Benjamin_Franklin_Cameron

Benjamin Franklin Cameron

Benjamin Franklin Cameron

American judge


Benjamin Franklin Cameron (December 14, 1890 – April 3, 1964) was an American jurist from the state of Mississippi. He served as a United States circuit judge of the United States Court of Appeals for the Fifth Circuit from 1955 to 1964. The Fifth Circuit was a key court during the civil rights era in the 1950s and 1960s as it covered Alabama, Georgia, Florida, Louisiana, Mississippi and Texas, all of which had varying levels of racial segregation. During his tenure, Cameron, a segregationist, often found himself in the minority of civil-rights cases, with a group of more liberal judges, known as the Fifth Circuit Four, overturning Jim Crow laws. Shortly before his death, he charged the Chief Judge of the circuit with purposefully assigning these judges to cases with the intent of overturning segregation.

Quick Facts Judge of the United States Court of Appeals for the Fifth Circuit, Appointed by ...

Early life and career

Cameron was born in Meridian, Mississippi. He graduated from Meridian High School. He received an Artium Baccalaureus degree from Sewanee: The University of the South in 1911 and a Bachelor of Laws from Cumberland School of Law (then part of Cumberland University, now part of Samford University) in 1914. He initially worked as a German and Latin teacher at Norfolk Academy before starting his legal practice in Meridian. In addition to his law practice, he was the football coach at Meridian High School for five years.[1]

In 1928, Cameron supported Herbert Hoover and became affiliated with the Republican Party after Democratic candidate Al Smith supported the repeal of prohibition during the 1928 presidential election.[1] In testimony before the U.S. Senate, Cameron stated that he was an independent but voted for Republicans.[2] After Hoover's election, Cameron was nominated as the United States Attorney for the Southern District of Mississippi and served through the end of Hoover's term.[3][4]

Cameron returned to private practice until 1955. In 1940, Cameron argued Opp Cotton Mills v. Administrator of W. and H.D. before the United States Supreme Court. Cameron represented a cotton mill and argued to overturn a minimum wage set by the Wages and Hours Division of the United States Department of Labor under the Fair Labor Standards Act of 1938 which he alleged violated the Tenth Amendment and the Fifth Amendment.[5] The Supreme Court, in a unanimous opinion authored by Justice Harlan Stone ruled against Opp Mills.[6]

In 1946, he testified before the Senate Special Committee to Investigate Senatorial Campaign Expenses, which reviewed the campaign activities of Senator Theodore G. Bilbo in his 1946 re-election campaign.[7] In addition to questions about his use of campaign funds, Bilbo was accused of an openly racist campaign that advocated violence to prevent blacks from voting in the election.
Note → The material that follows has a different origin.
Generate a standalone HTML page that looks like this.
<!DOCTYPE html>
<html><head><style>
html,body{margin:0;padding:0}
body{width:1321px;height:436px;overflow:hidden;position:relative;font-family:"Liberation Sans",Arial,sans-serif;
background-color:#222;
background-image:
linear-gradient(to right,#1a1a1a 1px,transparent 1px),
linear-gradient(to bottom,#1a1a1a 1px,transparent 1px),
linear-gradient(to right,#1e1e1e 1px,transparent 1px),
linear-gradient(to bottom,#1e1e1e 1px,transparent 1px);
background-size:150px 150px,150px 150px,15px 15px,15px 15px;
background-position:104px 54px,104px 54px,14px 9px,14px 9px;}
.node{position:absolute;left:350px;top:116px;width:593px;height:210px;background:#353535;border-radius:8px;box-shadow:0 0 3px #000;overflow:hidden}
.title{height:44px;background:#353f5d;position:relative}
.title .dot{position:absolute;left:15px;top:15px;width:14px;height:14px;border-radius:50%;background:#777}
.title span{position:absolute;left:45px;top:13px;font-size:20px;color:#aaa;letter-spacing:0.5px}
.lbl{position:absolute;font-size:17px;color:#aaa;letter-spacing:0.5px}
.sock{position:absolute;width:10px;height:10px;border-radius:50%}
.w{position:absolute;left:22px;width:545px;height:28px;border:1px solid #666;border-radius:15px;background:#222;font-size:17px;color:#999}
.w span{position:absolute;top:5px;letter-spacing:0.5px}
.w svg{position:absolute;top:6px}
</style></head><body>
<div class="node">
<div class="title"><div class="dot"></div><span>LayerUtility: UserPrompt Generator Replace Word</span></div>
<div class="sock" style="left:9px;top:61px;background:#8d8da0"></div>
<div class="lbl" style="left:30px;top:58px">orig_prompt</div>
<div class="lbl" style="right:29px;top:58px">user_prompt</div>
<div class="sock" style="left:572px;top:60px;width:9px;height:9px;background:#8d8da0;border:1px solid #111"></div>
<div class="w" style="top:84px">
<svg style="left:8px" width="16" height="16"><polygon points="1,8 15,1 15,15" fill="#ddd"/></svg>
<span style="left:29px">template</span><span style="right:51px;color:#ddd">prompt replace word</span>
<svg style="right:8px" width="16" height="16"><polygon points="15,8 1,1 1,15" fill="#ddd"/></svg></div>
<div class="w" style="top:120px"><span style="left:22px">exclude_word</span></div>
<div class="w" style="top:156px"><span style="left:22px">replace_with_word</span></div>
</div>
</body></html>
In his statement to the committee, Bilbo stated that he believed in white supremacy and white control and that he wrote to a newspaper asking blacks to stay out of the "white primary election." Cameron defended Bilbo in that he felt the senator had always encouraged peaceful relations between races and that "outside influences" were trying to make trouble in Mississippi.[2]

Judicial career

With the retirement of Judge Edwin R. Holmes, President Dwight Eisenhower nominated Cameron as his replacement on the Fifth Circuit on February 18, 1955. He earned the support of both of the states segregationist senators James Eastland and John Stennis as well as the American Bar Association and the NAACP.[1] Cameron was confirmed by the United States Senate on March 14, 1955, and received his commission on March 16, 1955.[4]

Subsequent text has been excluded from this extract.